There aren't too many things that are great about living under dictatorships, as even Julie Burchill is starting to realise, but one of them is that they're pretty good at marshalling ranks of citizens in the service of a huge nationalistic spectacle, as was demonstrated in Beijing last week to great effect at the closing ceremony for the Olympics. European democracies, however, with their pesky pluralist ideas and their relativist philosophies, tend to get queasy at the thought of large nationalist rallies. Which in some ways is fair enough; you don't have to be AJP Taylor to know where that sort of thing can lead. But I just wish sometimes that we could put aside our qualms and just create a big f-you spectacular on a par with China, or Russia, or the US (which isn't a dictatorship ["...yet!"-Kevin Turvey] but is far less self-conscious than Europe about promoting its virtues).
I'm thinking, of course, of the abject handing-over ceremony that Britain put on immediately after China's spectacle. After the Lord Mayor's show that was the Chinese party, the British effort looked like a garden fete presided over by a Soho ad agency. Instead of fireworks, synchronised movement, colour, shape and noise, the world was treated to the sight of a lollipop lady, a zebra crossing, 20 umbrellas, and a dance routine for 30 people that could have been choreographed by Action Image Exchange. The musical equivalent soon made itself apparent: Jimmy Page and Leona Lewis (standing on frickin' astroturf) miming to a bowdlerised version of Whole Lotta Love, the sort of pairing only Alan Yentob would think was a good idea. As my wife asked "When is the mini-Stonehenge going to come on?" She's got a well-developed sense of timing; at that moment a stylised skyline of London (possibly made to resemble topiary) became visible on the sides of a double-decker bus. It must have been all of thirty-six inches in height. Remember, folks, this was in a stadium holding some 91,000 people. The whole event would have been risible in most contexts, but to put on such a feeble show after the breathtaking Chinese spectacle immediately prior just compounded the embarrassment.
This isn't just a British thing though, of course, we do make a virtue of amateurism and whimsy. I'm sure if the Dutch (for example) had been curating a closing ceremony it would have featured wheels of cheese, windmills and It's A Knockout figures, and would have been equally as bathetic.

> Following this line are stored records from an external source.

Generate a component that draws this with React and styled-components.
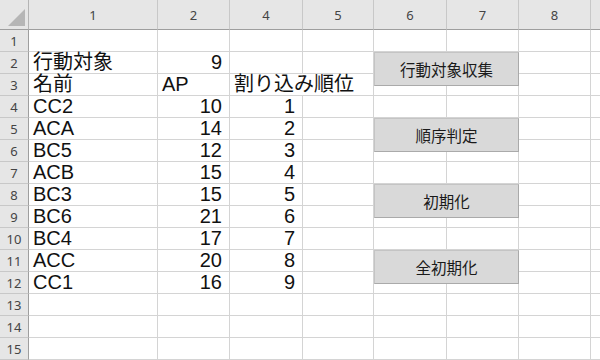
import React from 'react';
import styled, { createGlobalStyle } from 'styled-components';

const GlobalStyle = createGlobalStyle`
  html, body {
    margin: 0;
    padding: 0;
    background: #ffffff;
  }
  body {
    width: 600px;
    height: 360px;
    overflow: hidden;
    font-family: "Noto Sans", "Noto Sans CJK JP", sans-serif;
  }
`;

// column widths, row header first, last column gets cut by the window
const COLS = [29, 129, 72, 73, 71, 73, 72, 72, 40];
const COL_LABELS = ['1', '2', '4', '5', '6', '7', '8', ''];

const Sheet = styled.div`
  position: relative;
  width: 600px;
  height: 360px;
  overflow: hidden;
  background: #ffffff;
`;

const Grid = styled.div`
  display: grid;
  grid-template-columns: ${COLS.map((w) => `${w}px`).join(' ')};
  grid-template-rows: 30px repeat(15, 22px);
`;

const Corner = styled.div`
  position: relative;
  background: #e6e6e6;
  border-right: 1px solid #b4b4b4;
  border-bottom: 1px solid #9e9e9e;
  box-sizing: border-box;

  &::after {
    content: '';
    position: absolute;
    right: 3px;
    bottom: 3px;
    width: 0;
    height: 0;
    border-left: 17px solid transparent;
    border-bottom: 17px solid #b6b6b6;
  }
`;

const ColHead = styled.div`
  display: flex;
  align-items: flex-end;
  justify-content: center;
  padding-bottom: 5px;
  box-sizing: border-box;
  background: #e6e6e6;
  border-right: 1px solid #c8c8c8;
  border-bottom: 1px solid #9e9e9e;
  font-size: 13px;
  color: #444444;
`;

const RowHead = styled.div`
  display: flex;
  align-items: center;
  justify-content: center;
  box-sizing: border-box;
  background: #e6e6e6;
  border-right: 1px solid #9e9e9e;
  border-bottom: 1px solid #c8c8c8;
  font-size: 13px;
  color: #444444;
`;

const Cell = styled.div`
  display: flex;
  align-items: flex-end;
  justify-content: ${(p) => (p.$num ? 'flex-end' : 'flex-start')};
  grid-column: ${(p) => (p.$span ? `span ${p.$span}` : 'auto')};
  box-sizing: border-box;
  padding: 0 ${(p) => (p.$num ? '7px' : '0')} 1px ${(p) => (p.$num ? '0' : '4px')};
  border-right: 1px solid #d4d4d4;
  border-bottom: 1px solid #d4d4d4;
  font-family: "Liberation Sans", "Noto Sans CJK JP", sans-serif;
  font-size: 20px;
  line-height: 20px;
  color: #111111;
  white-space: nowrap;
  overflow: visible;
`;

const MacroButton = styled.div`
  position: absolute;
  left: 374px;
  top: ${(p) => p.$top}px;
  width: 145px;
  height: 34px;
  box-sizing: border-box;
  display: flex;
  align-items: center;
  justify-content: center;
  background: #d9d9d9;
  border: 1px solid #c4c4c4;
  border-right-color: #aaaaaa;
  border-bottom-color: #aaaaaa;
  font-size: 15.5px;
  color: #1a1a1a;
`;

const entries = [
  ['CC2', 10, 1],
  ['ACA', 14, 2],
  ['BC5', 12, 3],
  ['ACB', 15, 4],
  ['BC3', 15, 5],
  ['BC6', 21, 6],
  ['BC4', 17, 7],
  ['ACC', 20, 8],
  ['CC1', 16, 9],
];

// sheet contents keyed by row number, each entry: [text, numeric, span]
function rowCells(r) {
  const blank = COL_LABELS.map(() => null);
  if (r === 2) {
    blank[0] = ['行動対象'];
    blank[1] = [9, true];
  } else if (r === 3) {
    blank[0] = ['名前'];
    blank[1] = ['AP'];
    blank[2] = ['割り込み順位', false, 2];
    blank[3] = 'skip';
  } else if (r >= 4 && r <= 12) {
    const [name, ap, order] = entries[r - 4];
    blank[0] = [name];
    blank[1] = [ap, true];
    blank[2] = [order, true];
  }
  return blank;
}

const buttons = [
  { top: 52, label: '行動対象収集' },
  { top: 118, label: '順序判定' },
  { top: 184, label: '初期化' },
  { top: 250, label: '全初期化' },
];

export default function App() {
  const rows = Array.from({ length: 15 }, (_, i) => i + 1);

  return (
    <>
      <GlobalStyle />
      <Sheet>
        <Grid>
          <Corner />
          {COL_LABELS.map((label, i) => (
            <ColHead key={`h${i}`}>{label}</ColHead>
          ))}

          {rows.map((r) => (
            <React.Fragment key={r}>
              <RowHead>{r}</RowHead>
              {rowCells(r).map((c, i) => {
                if (c === 'skip') return null;
                if (!c) return <Cell key={i} />;
                return (
                  <Cell key={i} $num={c[1]} $span={c[2]}>
                    {c[0]}
                  </Cell>
                );
              })}
            </React.Fragment>
          ))}
        </Grid>

        {buttons.map((b) => (
          <MacroButton key={b.label} $top={b.top}>
            {b.label}
          </MacroButton>
        ))}
      </Sheet>
    </>
  );
}
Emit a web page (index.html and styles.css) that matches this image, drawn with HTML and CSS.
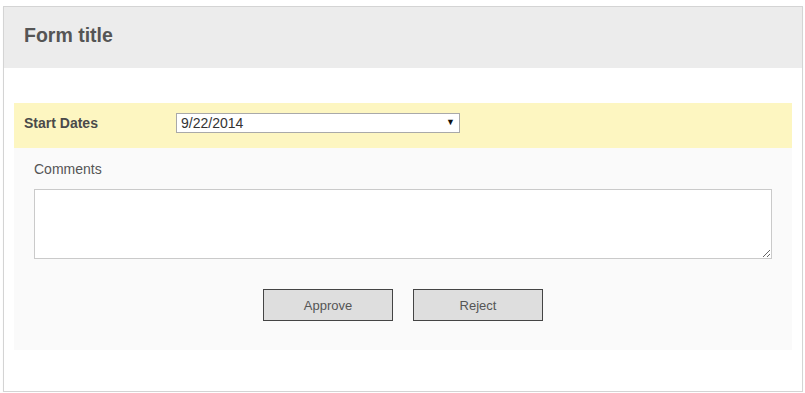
FILE: index.html
```html
<!DOCTYPE html>
<html lang="en">
<head>
  <meta charset="UTF-8" />
  <title>Form title</title>
  <link rel="stylesheet" href="styles.css">
</head>
<body>
  <div class="form">
    <div class="form-header">
      <h1>Form title</h1>
    </div>

    <div class="form-body">
      <div class="field-row">
        <label for="start-date" class="field-label">Start Dates</label>
        <div class="select-wrap">
          <select id="start-date">
            <option>9/22/2014</option>
          </select>
        </div>
      </div>

      <div class="comments">
        <label for="comments">Comments</label>
        <textarea id="comments"></textarea>

        <div class="actions">
          <button type="button">Approve</button>
          <button type="button">Reject</button>
        </div>
      </div>
    </div>
  </div>
</body>
</html>
```

FILE: styles.css
```css
body {
  margin: 0;
  padding: 6px 0 0 3px;
  font-family: 'Liberation Sans', Arial, sans-serif;
  font-size: 14px;
  color: #555;
  background: #fff;
}

.form {
  width: 798px;
  height: 384px;
  border: 1px solid #d4d4d4;
  box-shadow: 0 1px 1px rgba(0,0,0,0.05);
}

.form-header {
  height: 61px;
  background: #ececec;
  display: flex;
  align-items: center;
  padding-left: 20px;
}

.form-header h1 {
  margin: 0;
  font-size: 19.5px;
  font-weight: bold;
  color: #555;
  position: relative;
  top: -2px;
}

.form-body {
  padding: 35px 10px 0 10px;
}

.field-row {
  height: 45px;
  box-sizing: border-box;
  background: #fdf6c1;
  display: flex;
  align-items: flex-start;
  padding: 10px 0 0 10px;
}

.field-label {
  width: 152px;
  font-weight: bold;
  color: #4a4a4a;
  line-height: 20px;
}

.select-wrap {
  position: relative;
  width: 284px;
}

.select-wrap select {
  -webkit-appearance: none;
  appearance: none;
  width: 284px;
  height: 20px;
  margin: 0;
  padding: 0 0 0 4px;
  border: 1px solid #a9a9a9;
  border-radius: 0;
  background: #fff;
  font-family: 'Liberation Sans', Arial, sans-serif;
  font-size: 14px;
  color: #333;
  outline: none;
}

.select-wrap::after {
  content: "▼";
  position: absolute;
  right: 5px;
  top: 4px;
  font-size: 9px;
  color: #111;
  pointer-events: none;
}

.comments {
  background: #fafafa;
  height: 202px;
  box-sizing: border-box;
  padding: 13px 20px 0 20px;
}

.comments label {
  display: block;
  line-height: 16px;
  color: #555;
}

.comments textarea {
  display: block;
  width: 738px;
  height: 70px;
  box-sizing: border-box;
  margin-top: 12px;
  border: 1px solid #cacaca;
  background: #fff;
  resize: both;
  outline: none;
}

.actions {
  display: flex;
  justify-content: center;
  gap: 20px;
  margin-top: 30px;
}

.actions button {
  width: 130px;
  height: 32px;
  border: 1px solid #444;
  background: #dedede;
  color: #555;
  font-family: 'Liberation Sans', Arial, sans-serif;
  font-size: 13px;
  cursor: pointer;
}

.actions button:hover {
  background: #d2d2d2;
}
```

All of which brings me to Iron Fists: Branding the 20th Century Totalitarian State , a comprehensive look at propaganda art. From Mussolini's Italy to Stalin's Russia to Mao's China, Steven Heller's fantastic and weighty tome illustrates the point that demagogues of all stripes were past masters at branding their product. Colour, language, typefaces and logos were all subordinated to the state. Of course, the downside was that competing art forms weren't given a look-in; the Nazis in particular were hostile to anything that fell outside the official state-sanctioned definition of art. Which was bad news for the Bauhaus, Otto Dix and others. But good news if you liked mass rallies of like-minded people.
Now on the whole I don't like those sorts of things (mass rallies, I mean). And you don't have to be reminded of how Bryan Ferry was dropped by M&S (for pointing out that the Third Reich wore nice clothes) to realise it's a short, slippery slope from looking at the past from an art history perspective to being accused of harbouring Nazi sympathies. So let's not go too far down this path. But, just for a moment last Sunday, like Steven Heller, while I'll continue to abhor the politics of totalitarianism, I was full of admiration for the aesthetics.